Bien entendu, comme l’on pouvait s’y attendre, le marché ne reste pas inactif face à ces menaces. De nouvelles technologies émergent pour aider à la riposte. Par exemple, des solutions d’intelligence artificielle sont en cours d’élaboration, qui permettent d’analyser tout le trafic en temps réel afin de repérer les comportements inhabituels, et identifier des anomalies qui étaient auparavant invisibles. Ces types d’IA sont explicitement conçus pour comprendre comment le trafic est censé fonctionner, en signalant automatiquement les anomalies dès qu’elles surviennent.
Quelles que soient les technologies déployées, aujourd’hui comme à l’avenir, il sera toujours nécessaire d’appliquer la sécurité à tous les niveaux et sur toutes les surfaces : terminaux, applications et infrastructures. Mais, désormais, toutes ne sont pas sur le même pied d’égalité. Parmi toutes ces surfaces d’attaque, les applications, en particulier, nécessitent aujourd’hui des politiques de sécurité cohérentes, intelligentes et adaptables, actives où qu’elles se trouvent (sur site, dans le cloud ou dans un environnement multi-cloud).

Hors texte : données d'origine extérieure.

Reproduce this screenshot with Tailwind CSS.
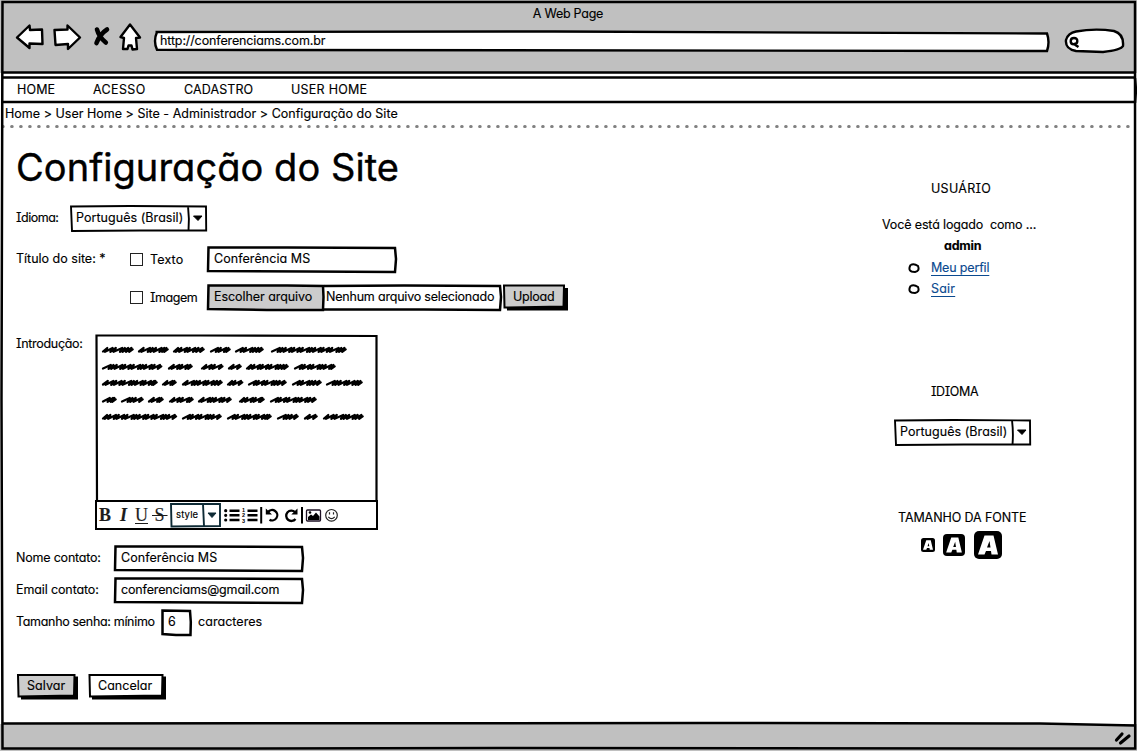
<!DOCTYPE html>
<html lang="pt-BR">
<head>
<meta charset="utf-8">
<title>Configuração do Site</title>
<script src="https://cdn.jsdelivr.net/npm/@tailwindcss/browser@4"></script>
</head>
<body class="w-[1137px] h-[751px] overflow-hidden bg-white text-black text-[12.5px] font-[Inter,'Noto_Sans',sans-serif] [font-feature-settings:'cv11','cv08'] [-webkit-text-stroke:0.15px_currentColor]">
<div class="relative flex h-[751px] w-[1137px] flex-col whitespace-nowrap">

  <header class="flex h-[73px] flex-col bg-[#c0c0c0] pl-[15px]">
    <div class="h-[22px] pr-[16px] pt-[4px] text-center leading-[20px] tracking-[-0.25px]">A Web Page</div>
    <div class="flex h-[32px]">
      <svg class="h-[32px] w-[139px]" viewBox="15 22 139 32" fill="#fff" stroke="#000" stroke-width="2.4" stroke-linejoin="round">
        <path d="M17 37.500 L29.500 25.500 L30 30 L42 29.500 L42.500 44 L29.500 43.500 V48 Z"/>
        <path d="M54.500 30 L67.500 29.500 V25.500 L80 37.500 L68 49 V44 L55.500 45 Z"/>
        <path d="M120.500 37 L130 24.500 L140 37.500 L136 38 L137 49 L132.500 49.500 L131.500 45.500 L128.500 45.500 L127.500 49 L123 49 L124 38 Z"/>
        <path fill="none" stroke-width="4.600" stroke-linecap="round" d="M97 29.500 Q99 37 105.800 42.500 M107 29.500 Q100 34 96.500 43"/>
      </svg>
      <div class="relative mt-[9px] h-[21px] w-[895px]">
        <svg class="absolute inset-0 size-full overflow-visible" viewBox="0 0 895 21" fill="#fff" stroke="#000" stroke-width="2.400"><path d="M1.500 1 L400 0.500 L893 2.500 Q896 11 893 20 L3 18.800 Q-1 10 3 1"/></svg>
        <div class="relative pl-[6px] leading-[19px] tracking-[-0.13px]">http://conferenciams.com.br</div>
      </div>
      <svg class="ml-[15px] mt-[5px] h-[27px] w-[62px]" viewBox="1064 27 62 27" fill="#fff" stroke="#000" stroke-width="2.400">
        <path d="M1076 31.500 Q1095 28 1114 31 Q1124 34 1123 46 Q1121 50 1103 52 Q1090 51.500 1076 51 Q1065 49 1066 40 Q1068 33 1076 31.500 Z"/>
        <path d="M1074 38 q3.500 0 3.300 3.200 q0 3 -3.600 3 q-3 0 -3 -3 q0 -3.200 3.300 -3.200 M1075.500 42.500 V45 L1078.500 47"/>
      </svg>
    </div>
  </header>

  <nav class="mt-[4px] flex h-[26px] leading-[25px]">
    <div class="w-[76px] pl-[17px] tracking-[0.15px]">HOME</div>
    <div class="w-[91px] pl-[17px] tracking-[0.35px]">ACESSO</div>
    <div class="w-[107px] pl-[17px] tracking-[0.1px]">CADASTRO</div>
    <div class="pl-[17px] tracking-[0.25px]">USER HOME</div>
  </nav>
  <div class="h-[22px] pl-[5px] leading-[22px] tracking-[0.02px]">Home &gt; User Home &gt; Site - Administrador &gt; Configuração do Site</div>
  <svg class="h-[3px] w-[1137px]" viewBox="0 0 1137 3"><path d="M2.600 1.500 H1130" stroke="#808080" stroke-width="3" stroke-linecap="round" stroke-dasharray="0.600 8.400"/></svg>

  <div class="flex h-[596px]">
    <main class="w-[880px] pl-[16px]">
      <h1 class="mt-[12px] h-[54px] text-[38px] leading-[54px] tracking-[0.05px] [-webkit-text-stroke:0.4px_black]">Configuração do Site</h1>

      <div class="mt-[11px] flex h-[27px] leading-[25px]">
        <div class="w-[54px] tracking-[-0.5px]">Idioma:</div>
        <div class="relative w-[137px] pl-[6px] tracking-[0.05px]">
          <svg class="absolute inset-0 size-full overflow-visible" viewBox="0 0 137 27" fill="none" stroke="#000" stroke-width="1.900"><path d="M1 1.500 L60 1 L136 1.500 L136.200 25.500 L70 25.500 L2 26 Z M118 1 Q119.500 14 118.500 25.500"/><path fill="#000" stroke-width="1" stroke-linejoin="round" d="M123.500 11 H132 L128 15.500 Z"/></svg>
          Português (Brasil)
        </div>
      </div>

      <div class="mt-[14px] flex h-[27px] leading-[25px]">
        <div class="w-[114px]">Título do site: *</div>
        <div class="mt-[7px] size-[13px] border border-[#222]"></div>
        <div class="w-[64px] pl-[7px] leading-[27px] tracking-[0.14px]">Texto</div>
        <div class="relative w-[190px] pl-[7px] tracking-[0.06px]">
          <svg class="absolute inset-0 size-full overflow-visible" viewBox="0 0 190 27" fill="none" stroke="#000" stroke-width="2.500"><path d="M1.500 1.500 L80 1.500 L188 2 L189 13 L188 26 L100 25.500 L1 25 Z"/></svg>
          Conferência MS
        </div>
      </div>

      <div class="mt-[11px] flex h-[27px] leading-[25px]">
        <div class="ml-[114px] mt-[7px] size-[13px] border border-[#222]"></div>
        <div class="w-[64px] pl-[7px] leading-[27px] tracking-[-0.45px]">Imagem</div>
        <div class="relative w-[117px] pl-[7px] tracking-[-0.06px]">
          <svg class="absolute inset-0 size-full overflow-visible" viewBox="0 0 117 27" fill="#ccc" stroke="#000" stroke-width="2.500"><path d="M1.500 1.500 L80 1.500 L116 2 L116.500 13 L116 26 L60 26 L1 25 Z"/></svg>
          <span class="relative">Escolher arquivo</span>
        </div>
        <div class="relative w-[178px] pl-[2px] tracking-[-0.2px]">
          <svg class="absolute inset-0 size-full overflow-visible" viewBox="0 0 178 27" fill="none" stroke="#000" stroke-width="2.500"><path d="M0 2 L80 1.500 L176 2 L177 13 L176 26 L100 25.500 L0 25.500"/></svg>
          Nenhum arquivo selecionado
        </div>
        <div class="relative w-[66px] pl-[11px] tracking-[-0.25px]">
          <svg class="absolute inset-0 size-full overflow-visible" viewBox="0 0 66 27" stroke="#000" stroke-width="2"><path stroke="none" d="M4 4 H66 V26.500 H5 Z"/><path fill="#ccc" d="M2 1.500 L62 1.500 L61.500 22.500 L2.500 23.500 Z"/></svg>
          <span class="relative">Upload</span>
        </div>
      </div>

      <div class="mt-[23px] flex h-[196px]">
        <div class="w-[79px] leading-[19px] tracking-[-0.3px]">Introdução:</div>
        <div class="w-[283px]">
          <svg class="h-[166px] w-[283px] overflow-visible" viewBox="95 334 283 166" fill="none" stroke="#000"><path stroke-width="2.200" d="M97 501 Q96.500 400 96.500 335.500 L200 335.500 L376.500 336 L376.500 501"/><path id="scribble" stroke-width="2.200" stroke-linejoin="round" stroke-linecap="round" d=""/></svg>
          <div class="flex h-[30px] items-center border-2 border-black text-[#1c1c1c]">
            <div class="flex font-['Liberation_Serif',serif] text-[18px] leading-[24px]">
              <b class="w-[21px] pl-[2px]">B</b><b class="w-[17px] pl-[2px] italic">I</b><span class="w-[18px] underline underline-offset-2">U</span><span class="w-[17px]"><span class="-ml-px line-through">&nbsp;</span><span class="-ml-[2px] line-through">S&#8202;&#8202;</span></span>
            </div>
            <div class="relative h-[24px] w-[51px] pl-[6px] text-[9.5px] leading-[23px] tracking-[0.15px] text-black">
              <svg class="absolute inset-0 size-full overflow-visible" viewBox="0 0 51 24" fill="none" stroke="#0d2a35" stroke-width="1.900"><path d="M1 1 L50 1 L50 23 L1.500 23.500 Z M33 1 L34 23"/><path fill="#0d2a35" stroke-width="1" d="M38 10 H46 L42 14.500 Z"/></svg>
              style
            </div>
            <svg class="ml-[2px] h-[20px] w-[120px]" viewBox="223 505.500 120 20" fill="none" stroke="#000" stroke-width="2.400">
              <path d="M229.500 511.200 H239.500 M229.500 515.800 H239.500 M229.500 520.500 H239.500 M247.500 511.200 H257.500 M247.500 515.800 H257.500 M247.500 520.500 H257.500"/>
              <path stroke-width="3.200" stroke-linecap="round" d="M225.700 511.200 h.01 M225.700 515.800 h.01 M225.700 520.500 h.01"/>
              <g fill="#000" stroke="none" font-family="Liberation Sans" font-size="5.500" font-weight="bold"><text x="242" y="512.500">1</text><text x="242" y="517.500">2</text><text x="242" y="523">3</text></g>
              <path stroke-width="2" d="M261.200 507.500 V524 M302 507.500 V524"/>
              <path stroke-width="2.300" d="M268 512.500 A5.200 5.200 0 1 1 269.500 520.200 M295 512.500 A5.200 5.200 0 1 0 295.500 519.500"/>
              <path fill="#000" stroke="none" d="M265.800 509 V515 H272 Z M297.500 509 V515 H291.300 Z"/>
              <rect x="306.500" y="510.500" width="14" height="11" rx="1" stroke="#1d1024" stroke-width="1.300"/>
              <path fill="#000" stroke="none" d="M308 520.500 V517.500 L311 515 L313 516.500 L316 513 L319.500 517 V520.500 Z"/><circle cx="310" cy="513" r="1.300" fill="#000" stroke="none"/>
              <circle cx="331.500" cy="515.800" r="5.800" stroke="#222" stroke-width="1.200"/><path stroke="#222" stroke-width="1.200" d="M328.300 517.300 Q331.500 521 334.700 517.300 M329.500 512.800 V515 M333.500 512.800 V515"/>
            </svg>
          </div>
        </div>
      </div>

      <div class="mt-[15px] flex h-[27px] leading-[25px]">
        <div class="w-[98px] tracking-[-0.2px]">Nome contato:</div>
        <div class="relative w-[190px] pl-[7px] tracking-[0.06px]">
          <svg class="absolute inset-0 size-full overflow-visible" viewBox="0 0 190 27" fill="none" stroke="#000" stroke-width="2.500"><path d="M1.500 1.500 L80 1.500 L188 2 L189 13 L188 26 L100 25.500 L1 25 Z"/></svg>
          Conferência MS
        </div>
      </div>
      <div class="mt-[5px] flex h-[27px] leading-[25px]">
        <div class="w-[98px] tracking-[-0.12px]">Email contato:</div>
        <div class="relative w-[190px] pl-[7px] tracking-[-0.15px]">
          <svg class="absolute inset-0 size-full overflow-visible" viewBox="0 0 190 27" fill="none" stroke="#000" stroke-width="2.500"><path d="M1.500 1.500 L80 1.500 L188 2 L189 13 L188 26 L100 25.500 L1 25 Z"/></svg>
          conferenciams@gmail.com
        </div>
      </div>
      <div class="mt-[5px] flex h-[27px] leading-[25px]">
        <div class="w-[145px] tracking-[-0.32px]">Tamanho senha: mínimo</div>
        <div class="relative w-[31px] pl-[7px]">
          <svg class="absolute inset-0 size-full overflow-visible" viewBox="0 0 31 27" fill="none" stroke="#000" stroke-width="2.500"><path d="M1.500 1.500 L29 2 L29.800 13 L29.500 26 L15 26 L1.500 25 Z"/></svg>
          6
        </div>
        <div class="pl-[6px] tracking-[0.05px]">caracteres</div>
      </div>

      <div class="mt-[37px] flex h-[27px] gap-[10px] leading-[25px]">
        <div class="relative w-[62px] pl-[11px] tracking-[0.06px]">
          <svg class="absolute inset-0 size-full overflow-visible" viewBox="0 0 62 27" stroke="#000" stroke-width="2"><path stroke="none" d="M5 3.500 H62 V26.500 H5 Z"/><path fill="#ccc" d="M2 2 L58.500 2 L58 22.500 L2.500 23.500 Z"/></svg>
          <span class="relative">Salvar</span>
        </div>
        <div class="relative w-[78px] pl-[10px] tracking-[0.03px]">
          <svg class="absolute inset-0 size-full overflow-visible" viewBox="0 0 78 27" stroke="#000" stroke-width="2"><path stroke="none" d="M4 3.500 H78 V26.500 H4 Z"/><path fill="#fff" d="M1.500 2 L74.500 2 L74 22.500 L2 23.500 Z"/></svg>
          <span class="relative">Cancelar</span>
        </div>
      </div>
    </main>

    <aside class="w-[200px] pt-[51px] leading-[20px]">
      <div class="pl-[51px] tracking-[0.3px]">USUÁRIO</div>
      <div class="mt-[16px] pl-[2px] tracking-[-0.14px]">Você está logado&nbsp; como ...</div>
      <div class="mt-[1px] pl-[64px] font-bold tracking-[-0.2px]">admin</div>
      <div class="mt-[2px] flex items-center pl-[28px] text-[#0b4a8f]">
        <svg class="mr-[11px] h-[10px] w-[12px]" viewBox="0 0 12 10" fill="none" stroke="#000" stroke-width="2"><path d="M2.500 2 Q6 0 10 3 Q12 8 7 9 Q-1 9 2.500 2"/></svg>
        <a class="underline underline-offset-[3px] tracking-[-0.17px]">Meu perfil</a>
      </div>
      <div class="mt-[1px] flex items-center pl-[28px] text-[#0b4a8f]">
        <svg class="mr-[11px] h-[10px] w-[12px]" viewBox="0 0 12 10" fill="none" stroke="#000" stroke-width="2"><path d="M2.500 2 Q6 0 10 3 Q12 8 7 9 Q-1 9 2.500 2"/></svg>
        <a class="underline underline-offset-[3px] tracking-[0.2px]">Sair</a>
      </div>
      <div class="mt-[83px] pl-[51px] tracking-[-0.4px]">IDIOMA</div>
      <div class="relative ml-[14px] mt-[17px] h-[27px] w-[137px] pl-[6px] leading-[25px] tracking-[0.05px]">
        <svg class="absolute inset-0 size-full overflow-visible" viewBox="0 0 137 27" fill="none" stroke="#000" stroke-width="1.900"><path d="M1 1.500 L60 1 L136 1.500 L136.200 25.500 L70 25.500 L2 26 Z M118 1 Q119.500 14 118.500 25.500"/><path fill="#000" stroke-width="1" stroke-linejoin="round" d="M123.500 11 H132 L128 15.500 Z"/></svg>
        Português (Brasil)
      </div>
      <div class="mt-[62px] pl-[18px] tracking-[-0.1px]">TAMANHO DA FONTE</div>
      <div class="mt-[3px] flex h-[28px] items-center pl-[41px]">
        <svg class="mr-[8px] size-[14px]" viewBox="0 0 28 28"><rect width="28" height="28" rx="5"/><path fill="#fff" fill-rule="evenodd" d="M10.500 4.500 H19.500 L24 23.500 H17.500 L17 20 H12 L10.500 23.500 H4 Z M15.500 10 L13 16.500 H16.500 Z"/></svg>
        <svg class="mr-[9px] size-[22px]" viewBox="0 0 28 28"><rect width="28" height="28" rx="5"/><path fill="#fff" fill-rule="evenodd" d="M10.500 4.500 H19.500 L24 23.500 H17.500 L17 20 H12 L10.500 23.500 H4 Z M15.500 10 L13 16.500 H16.500 Z"/></svg>
        <svg class="size-[28px]" viewBox="0 0 28 28"><rect width="28" height="28" rx="5"/><path fill="#fff" fill-rule="evenodd" d="M10.500 4.500 H19.500 L24 23.500 H17.500 L17 20 H12 L10.500 23.500 H4 Z M15.500 10 L13 16.500 H16.500 Z"/></svg>
      </div>
    </aside>
  </div>

  <footer class="flex h-[27px] justify-end bg-[#c0c0c0] pr-[5px]">
    <svg class="mt-[7px] h-[15px] w-[18px]" viewBox="0 0 18 15" stroke="#000" stroke-width="3.200" stroke-linecap="round"><path d="M2.500 9 L8 3 M6.500 12 L15 5"/></svg>
  </footer>

  <!-- Hand-drawn window outline and separators -->
  <svg class="pointer-events-none absolute inset-0 size-full" viewBox="0 0 1137 751" fill="none" stroke="#000" stroke-width="2.500">
    <path d="M2.500 2 L600 2 L1135 2 L1135.200 748.500 L500 748 L200 748.500 L2.500 748.500 L1.500 400 Z"/>
    <path d="M2 72.500 L1136 72.500 M2 77.500 H1135 M1 102 L1136 102 M1135 78 L1136 90 L1135 103 M3 723.500 L700 723 L1040 723.500 L1135 725.500"/>
  </svg>
</div>
<script>
  // Placeholder handwriting: each row is [baseline, start, end, start, end, ...]
  const rows = [
    [350, 102,133, 138,168, 173,204, 210,230, 235,263, 271,346],
    [367, 102,162, 168,192, 201,223, 228,241, 246,288, 294,335],
    [383, 102,157, 162,176, 182,222, 227,243, 248,286, 292,321, 326,362],
    [400, 102,116, 121,143, 148,163, 169,193, 198,231, 239,264, 270,316],
    [417, 102,177, 182,222, 227,271, 277,298, 304,318, 323,363]
  ];
  let d = '';
  for (const [y, ...xs] of rows)
    for (let i = 0; i < xs.length; i += 2) {
      let x = xs[i] + 1, end = xs[i + 1] - 3, k = i + y;
      d += `M${x} ${y + 1.5}`;
      while (x < end - 1) {
        const step = [2.8, 5.4, 3.2, 6.4, 2.6, 3.4, 5.6][k++ % 7];
        const nx = Math.min(x + step, end);
        d += `L${nx + 1.4} ${y - 2}L${nx - 0.8} ${y + 1.8}`;
        x = nx;
      }
      d += `l3.500 -2.500`;
    }
  document.getElementById('scribble').setAttribute('d', d);
</script>
</body>
</html>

Car la protection des périmètres ne suffit plus. Les techniques d’authentification modernes, telles que le « principe du moindre privilège » et l’authentification à deux facteurs, devraient déjà être la norme. Il est impératif, maintenant, d’aller au-delà et de protéger efficacement les applications, devenues une cible privilégiée des attaquants, car elles traitent (et souvent de manière moins protégée) les données sensibles que visent précisément les pirates d’État.